Why don't they just use audio stems as training data?

francesclluis · on Nov 2, 2018

I'm Francesc Lluis, one of the coauthors of the paper.

The reason why we don't use audio stems as training data is because during the preparation of the MUSDB dataset, conversion to WAV can sometimes halt because of an ffmpeg process freezing that is used within the musdb python package to identify the datasets mp4 audio streams. This seems to be an error ocurring upon the subprocess.Popen() used deep within the stempeg library. Due to its random nature, it is not currently known how to fix this.

rorykoehler · on Nov 1, 2018

This is awesome. I've been thinking about attempting something like this in order to improve the accuracy of samples I want for tracks. Looking forward to finding out how it works out

cosmic_ape · on Nov 2, 2018

This mentions ICA and NMF, but in contrast to those the proposed method is supervised learning, not unsupervised.

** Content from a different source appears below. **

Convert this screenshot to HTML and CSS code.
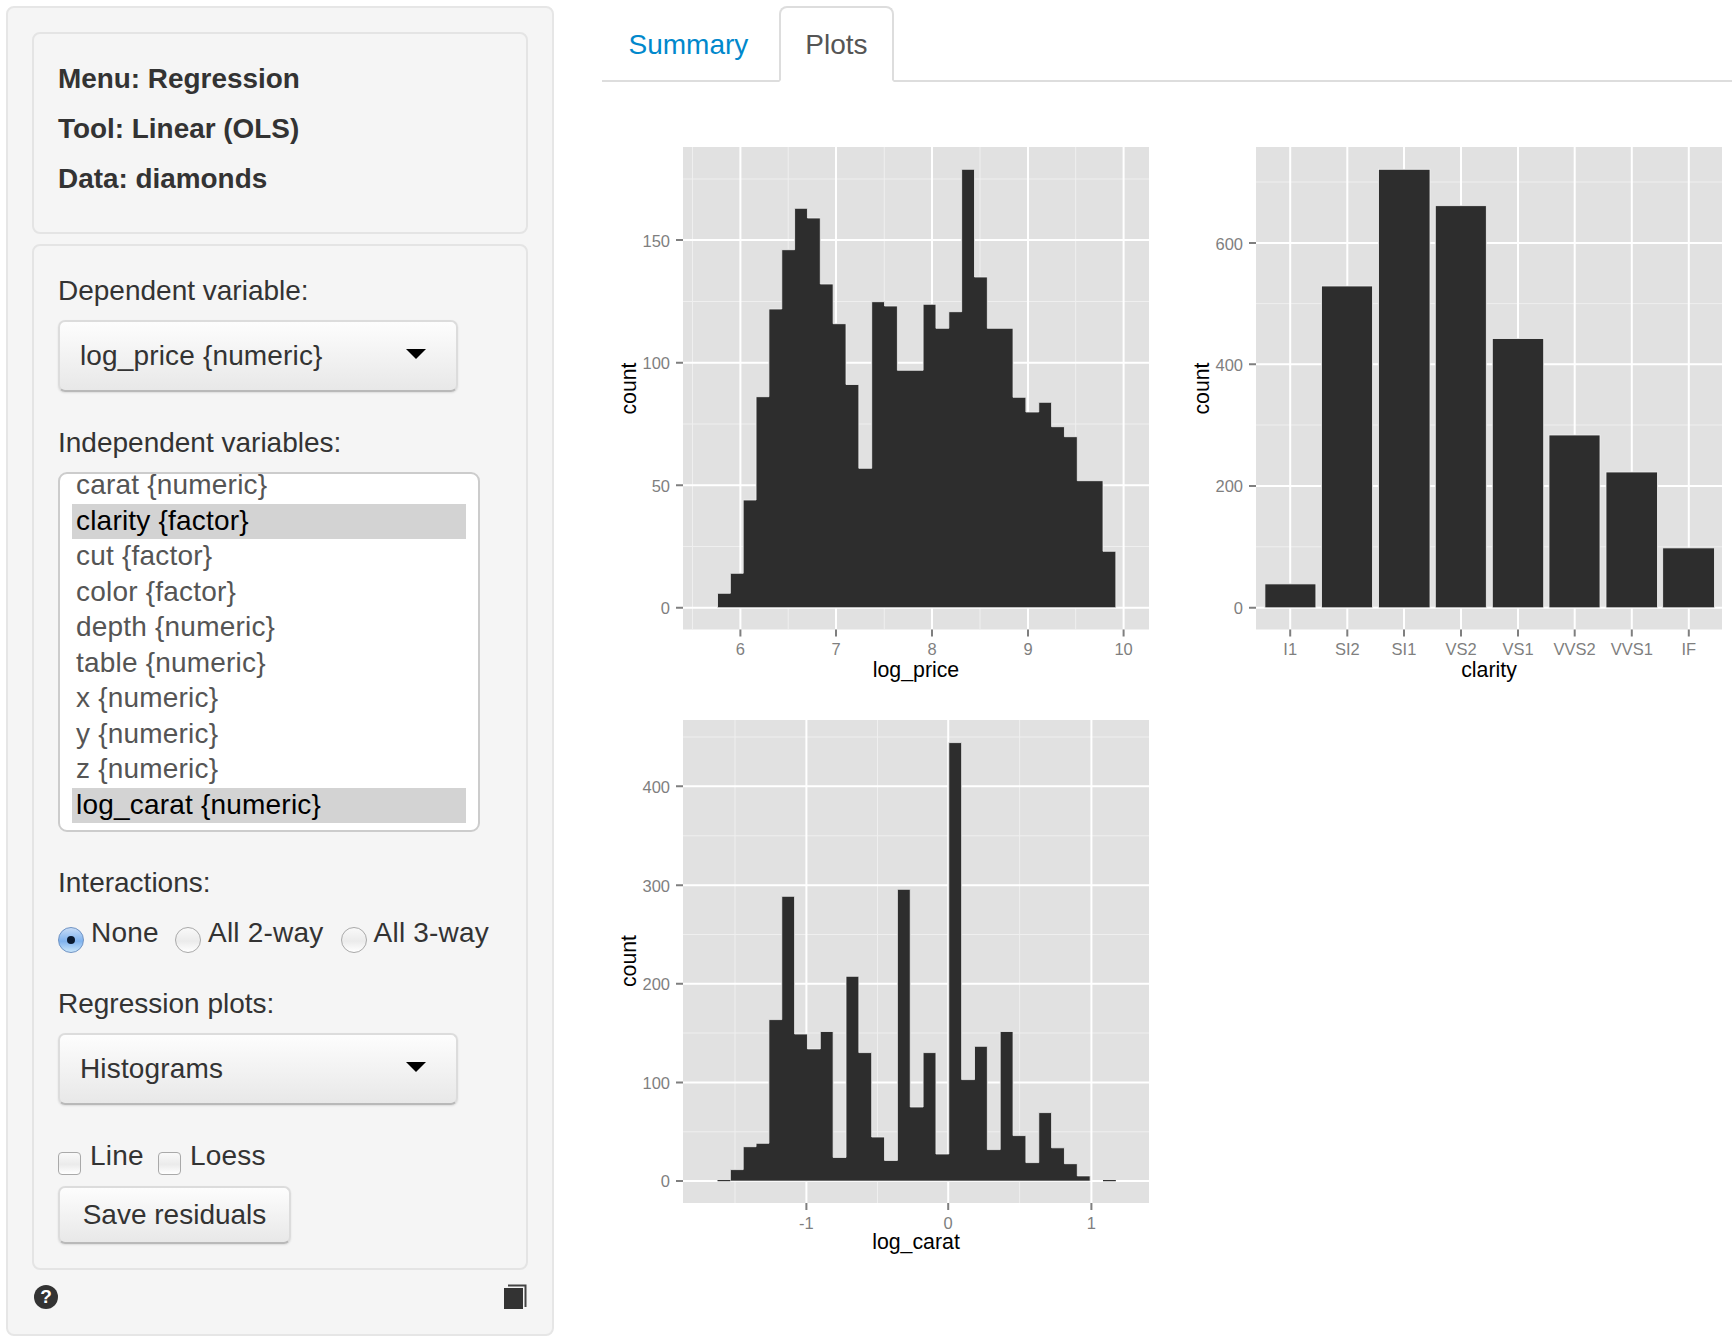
FILE: index.html
```html
<!DOCTYPE html>
<html lang="en">
<head>
    <meta charset="UTF-8">
    <title>Regression - Linear (OLS)</title>
    <link rel="stylesheet" href="styles.css">
</head>
<body>
<div class="page">

    <div class="sidebar">
        <div class="well well-info">
            <h4>Menu: Regression</h4>
            <h4>Tool: Linear (OLS)</h4>
            <h4>Data: diamonds</h4>
        </div>

        <div class="well well-form">
            <div class="field">
                <div class="field-label">Dependent variable:</div>
                <div class="select"><span>log_price {numeric}</span><span class="caret"></span></div>
            </div>

            <div class="field">
                <div class="field-label">Independent variables:</div>
                <div class="listbox">
                    <div class="option option-first">carat {numeric}</div>
                    <div class="option selected">clarity {factor}</div>
                    <div class="option">cut {factor}</div>
                    <div class="option">color {factor}</div>
                    <div class="option">depth {numeric}</div>
                    <div class="option">table {numeric}</div>
                    <div class="option">x {numeric}</div>
                    <div class="option">y {numeric}</div>
                    <div class="option">z {numeric}</div>
                    <div class="option selected">log_carat {numeric}</div>
                </div>
            </div>

            <div class="field">
                <div class="field-label">Interactions:</div>
                <div class="radios">
                    <label class="choice"><span class="radio radio-on"></span>None</label>
                    <label class="choice"><span class="radio"></span>All 2-way</label>
                    <label class="choice"><span class="radio"></span>All 3-way</label>
                </div>
            </div>

            <div class="field">
                <div class="field-label">Regression plots:</div>
                <div class="select"><span>Histograms</span><span class="caret"></span></div>
            </div>

            <div class="checks">
                <label class="choice"><span class="check"></span>Line</label>
                <label class="choice"><span class="check"></span>Loess</label>
            </div>
            <button class="btn">Save residuals</button>
        </div>

        <div class="sidebar-icons">
            <span class="help">?</span>
            <svg class="book" viewBox="0 0 24 25" width="24" height="25">
                <path d="M5 1.5H22.5V23" fill="none" stroke="#444" stroke-width="2"/>
                <rect x="1" y="4" width="19" height="21" fill="#333"/>
            </svg>
        </div>
    </div>

    <div class="main">
        <div class="tabs">
            <a class="tab">Summary</a>
            <a class="tab active">Plots</a>
        </div>

        <div class="plots">
            <!-- log_price -->
            <svg class="plot" viewBox="602 131 573 573" width="573" height="573">
                <rect class="panel" x="683" y="147" width="466" height="482.5"/>
                <path class="grid-minor" d="M683 179H1149M683 301.5H1149M683 424H1149M683 546.5H1149M692.5 147V629.5M788.2 147V629.5M884.3 147V629.5M980 147V629.5M1075.7 147V629.5"/>
                <path class="grid-major" d="M683 240H1149M683 362.7H1149M683 485.3H1149M683 607.7H1149M740.4 147V629.5M836 147V629.5M932 147V629.5M1028 147V629.5M1123.6 147V629.5"/>
                <path class="bars" d="M717.5 607.7V593.3H730.35V573.3H743.2V500H756.05V396.7H768.9V309H781.75V249.7H794.6V208.3H807.45V218H820.3V284H833.15V323.7H846V384.5H858.85V468.3H871.7V301.7H884.55V306H897.4V370.3H923.1V304.3H935.95V328.3H948.8V311.7H961.65V169.3H974.5V277H987.35V328.3H1013.05V397.3H1025.9V412H1038.75V402.3H1051.6V426.7H1064.45V436.7H1077.3V480.7H1103V551.3H1115.85V607.7Z"/>
                <path class="tick" d="M676 240H683M676 362.7H683M676 485.3H683M676 607.7H683M740.4 629.5V636.5M836 629.5V636.5M932 629.5V636.5M1028 629.5V636.5M1123.6 629.5V636.5"/>
                <text class="tick-label end" x="670" y="247">150</text>
                <text class="tick-label end" x="670" y="369">100</text>
                <text class="tick-label end" x="670" y="492">50</text>
                <text class="tick-label end" x="670" y="614">0</text>
                <text class="tick-label" x="740.4" y="655">6</text>
                <text class="tick-label" x="836" y="655">7</text>
                <text class="tick-label" x="932" y="655">8</text>
                <text class="tick-label" x="1028" y="655">9</text>
                <text class="tick-label" x="1123.6" y="655">10</text>
                <text class="axis-title" x="916" y="677">log_price</text>
                <text class="axis-title" x="636" y="388.5" transform="rotate(-90 636 388.5)">count</text>
            </svg>

            <!-- clarity -->
            <svg class="plot" viewBox="1175 131 557 573" width="557" height="573">
                <rect class="panel" x="1256" y="147" width="466" height="482.5"/>
                <path class="grid-minor" d="M1256 182H1722M1256 303.6H1722M1256 425H1722M1256 546.8H1722"/>
                <path class="grid-major" d="M1256 242.9H1722M1256 364.3H1722M1256 486H1722M1256 607.8H1722M1290.2 147V629.5M1347.3 147V629.5M1404 147V629.5M1461 147V629.5M1518 147V629.5M1574.7 147V629.5M1631.8 147V629.5M1688.8 147V629.5"/>
                <rect class="bars" x="1264.9" y="583.9" width="51" height="23.9"/>
                <rect class="bars" x="1321.5" y="286" width="51" height="321.8"/>
                <rect class="bars" x="1378.6" y="169.3" width="51.4" height="438.5"/>
                <rect class="bars" x="1435.3" y="205.7" width="51" height="402.1"/>
                <rect class="bars" x="1492.3" y="338.6" width="51.4" height="269.2"/>
                <rect class="bars" x="1549" y="435" width="51" height="172.8"/>
                <rect class="bars" x="1606" y="472" width="51.4" height="135.8"/>
                <rect class="bars" x="1662.7" y="547.9" width="51.8" height="59.9"/>
                <path class="tick" d="M1249 242.9H1256M1249 364.3H1256M1249 486H1256M1249 607.8H1256M1290.2 629.5V636.5M1347.3 629.5V636.5M1404 629.5V636.5M1461 629.5V636.5M1518 629.5V636.5M1574.7 629.5V636.5M1631.8 629.5V636.5M1688.8 629.5V636.5"/>
                <text class="tick-label end" x="1243" y="250">600</text>
                <text class="tick-label end" x="1243" y="371">400</text>
                <text class="tick-label end" x="1243" y="492">200</text>
                <text class="tick-label end" x="1243" y="614">0</text>
                <text class="tick-label" x="1290.2" y="655">I1</text>
                <text class="tick-label" x="1347.3" y="655">SI2</text>
                <text class="tick-label" x="1404" y="655">SI1</text>
                <text class="tick-label" x="1461" y="655">VS2</text>
                <text class="tick-label" x="1518" y="655">VS1</text>
                <text class="tick-label" x="1574.7" y="655">VVS2</text>
                <text class="tick-label" x="1631.8" y="655">VVS1</text>
                <text class="tick-label" x="1688.8" y="655">IF</text>
                <text class="axis-title" x="1489" y="677">clarity</text>
                <text class="axis-title" x="1209" y="388.5" transform="rotate(-90 1209 388.5)">count</text>
            </svg>

            <!-- log_carat -->
            <svg class="plot" viewBox="602 704 573 573" width="573" height="573">
                <rect class="panel" x="683" y="720" width="466" height="483"/>
                <path class="grid-minor" d="M683 737H1149M683 835.8H1149M683 934.5H1149M683 1033H1149M683 1131.8H1149M735 720V1203M877.5 720V1203M1019.6 720V1203"/>
                <path class="grid-major" d="M683 786.3H1149M683 885.2H1149M683 983.7H1149M683 1082.6H1149M683 1181.1H1149M806.4 720V1203M948.2 720V1203M1091.4 720V1203"/>
                <path class="bars" d="M730.35 1181.1V1169.6H743.2V1146.7H756.05V1143.3H768.9V1019.6H781.75V896.3H794.6V1034H807.45V1048.9H820.3V1031.5H833.15V1157.4H846V976.3H858.85V1052.6H871.7V1137H884.55V1160.4H897.4V889.3H910.25V1107H923.1V1052.6H935.95V1154H948.8V742.6H961.65V1079.6H974.5V1046.3H987.35V1149.6H1000.2V1031.5H1013.05V1135.6H1025.9V1162.6H1038.75V1112.6H1051.6V1147.8H1064.45V1163.7H1077.3V1175.9H1090.15V1181.1Z"/>
                <path class="bars-thin" d="M717.5 1180.6H730.35M1103 1180.6H1115.85"/>
                <path class="tick" d="M676 786.3H683M676 885.2H683M676 983.7H683M676 1082.6H683M676 1181.1H683M806.4 1203V1210M948.2 1203V1210M1091.4 1203V1210"/>
                <text class="tick-label end" x="670" y="793">400</text>
                <text class="tick-label end" x="670" y="892">300</text>
                <text class="tick-label end" x="670" y="990">200</text>
                <text class="tick-label end" x="670" y="1089">100</text>
                <text class="tick-label end" x="670" y="1187">0</text>
                <text class="tick-label" x="806.4" y="1229">-1</text>
                <text class="tick-label" x="948.2" y="1229">0</text>
                <text class="tick-label" x="1091.4" y="1229">1</text>
                <text class="axis-title" x="916" y="1249">log_carat</text>
                <text class="axis-title" x="636" y="961" transform="rotate(-90 636 961)">count</text>
            </svg>
        </div>
    </div>

</div>
</body>
</html>
```
FILE: styles.css
```css
body {
    margin: 0;
    background-color: #fff;
    font-family: "Liberation Sans", Arial, sans-serif;
    font-size: 28px;
    color: #333;
}

.page {
    display: flex;
    align-items: flex-start;
    width: 1732px;
    height: 1340px;
    overflow: hidden;
}

/* left column */
.sidebar {
    box-sizing: border-box;
    width: 548px;
    height: 1330px;
    margin: 6px 0 0 6px;
    padding: 24px 24px 0;
    background-color: #f5f5f5;
    border: 2px solid #e6e6e6;
    border-radius: 8px;
    flex-shrink: 0;
}

.well {
    background-color: #f5f5f5;
    border: 2px solid #e4e4e4;
    border-radius: 8px;
}

.well-info {
    padding: 20px 24px 28px;
    margin-bottom: 10px;
}

.well-info h4 {
    margin: 0;
    font-size: 27.9px;
    line-height: 50px;
    font-weight: bold;
}

.well-form {
    padding: 24px 24px 24px;
}

.field {
    margin-bottom: 30px;
}

.field-label {
    line-height: 42px;
    margin-bottom: 8px;
}

.select {
    box-sizing: border-box;
    display: flex;
    justify-content: space-between;
    align-items: center;
    width: 400px;
    height: 72px;
    padding: 0 30px 0 20px;
    letter-spacing: 0.15px;
    background: linear-gradient(#fdfdfd, #e8e8e8);
    border: 2px solid #dcdcdc;
    border-bottom-color: #b9b9b9;
    border-radius: 7px;
    box-shadow: 0 1px 2px rgba(0, 0, 0, 0.1);
}

.caret {
    width: 0;
    height: 0;
    margin-top: -4px;
    border-left: 10.5px solid transparent;
    border-right: 10.5px solid transparent;
    border-top: 10px solid #000;
}

.listbox {
    box-sizing: border-box;
    width: 422px;
    height: 360px;
    padding: 0 12px;
    background-color: #fff;
    border: 2px solid #ccc;
    border-radius: 9px;
    overflow: hidden;
}

.option {
    height: 35.5px;
    line-height: 33px;
    padding-left: 4px;
    color: #555;
    letter-spacing: 0.2px;
}

.option-first {
    margin-top: -6px;
}

.option.selected {
    background-color: #d3d3d3;
    color: #000;
}

.radios {
    display: grid;
    grid-template-columns: 117px 165.6px auto;
    height: 41px;
    line-height: 42px;
}

.checks {
    display: grid;
    grid-template-columns: 100px auto;
    height: 42px;
    line-height: 42px;
    margin-bottom: 9px;
}

.choice {
    display: flex;
    align-items: flex-start;
    letter-spacing: 0.2px;
}

.radio {
    box-sizing: border-box;
    position: relative;
    width: 26px;
    height: 26px;
    margin: 15px 7px 0 0;
    border: 1px solid #a9a9a9;
    border-radius: 50%;
    background: linear-gradient(#f9f9f9, #ebebeb 55%, #fff);
}

.radio-on {
    border-color: #6f93c4;
    background: linear-gradient(#c7dcf6, #7fb2ee 55%, #c9e6fb);
}

/* the dot of the chosen radio */
.radio-on::after {
    content: "";
    position: absolute;
    left: 8px;
    top: 8px;
    width: 8px;
    height: 8px;
    border-radius: 50%;
    background-color: #0a1a30;
}

.check {
    box-sizing: border-box;
    width: 23px;
    height: 23px;
    margin: 17px 9px 0 0;
    border: 1px solid #a9a9a9;
    border-radius: 4px;
    background: linear-gradient(#f9f9f9, #ebebeb 55%, #fff);
}

.btn {
    display: block;
    box-sizing: border-box;
    width: 233px;
    height: 58px;
    padding: 0;
    font-family: inherit;
    font-size: 28px;
    color: #333;
    background: linear-gradient(#fdfdfd, #e8e8e8);
    border: 2px solid #dcdcdc;
    border-bottom-color: #b9b9b9;
    border-radius: 7px;
    box-shadow: 0 1px 2px rgba(0, 0, 0, 0.1);
}

.sidebar-icons {
    display: flex;
    justify-content: space-between;
    align-items: center;
    margin-top: 14px;
    padding: 0 1px 0 2px;
}

.help {
    width: 24px;
    height: 24px;
    border-radius: 50%;
    background-color: #333;
    color: #fff;
    font-size: 19px;
    font-weight: bold;
    line-height: 24px;
    text-align: center;
}

/* right column */
.main {
    width: 1130px;
    margin-left: 48px;
}

.tabs {
    display: flex;
    height: 82px;
    box-sizing: border-box;
    padding: 6px 0 0 0;
    border-bottom: 2px solid #ddd;
}

.tab {
    box-sizing: border-box;
    height: 76px;
    padding: 0 24.5px;
    line-height: 73px;
    color: #08c;
    margin-right: 4px;
    border: 2px solid transparent;
}

.tab.active {
    color: #555;
    background-color: #fff;
    border-color: #ddd;
    border-bottom-color: #fff;
    border-radius: 8px 8px 0 0;
}

.plots {
    display: grid;
    grid-template-columns: 573px 557px;
    margin-top: 49px;
}

.plot {
    display: block;
}

.panel {
    fill: #e1e1e1;
}

.grid-minor {
    fill: none;
    stroke: #efefef;
    stroke-width: 1;
}

.grid-major {
    fill: none;
    stroke: #fff;
    stroke-width: 2;
}

.bars {
    fill: #2d2d2d;
    stroke: #f0f0f0;
    stroke-width: 0.8;
}

.bars-thin {
    fill: none;
    stroke: #333;
    stroke-width: 1.2;
}

.tick {
    fill: none;
    stroke: #7f7f7f;
    stroke-width: 2;
}

.tick-label {
    font-size: 16.5px;
    fill: #7f7f7f;
    text-anchor: middle;
}

.tick-label.end {
    text-anchor: end;
}

.axis-title {
    font-size: 21.3px;
    fill: #000;
    text-anchor: middle;
}
```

I'd suggest the authors try something like an autoencoder in the waveform domain. That would be a more close analog to the ICA methods.

cannam · on Nov 2, 2018

I think it only mentions ICA/NMF to say that they generally aren't applied to time-domain signals, which are not non-negative and have phase as a confounding factor.

Here's another intriguing (very different) recent paper on time-domain source separation: https://arxiv.org/abs/1810.12679

jordipons_mtg · on Nov 2, 2018

I'm Jordi Pons, one of the coauthors of the paper.

You both are right! We basically mention ICA/sparse coding as prior work on waveform front-ends for source separation.

Our method is supervised, and we did not explore the unsupervised learning approach. However, some people are doing that! Check S. Venkataramani and P. Smaragdis work! https://scholar.google.es/citations?user=hCSSNZwAAAAJ&hl=es&...

Although we did our best via comparing against DeepConvSep and Wave-U-Net, I agree that it would be useful to properly benchmark all that!

_fbpt · on Nov 2, 2018

You could use retro game music (specifically snes) as training data (since it's very to use programs to render individual channels to WAV).

Note: I'm the author of towave-j, a tool for game music splitting.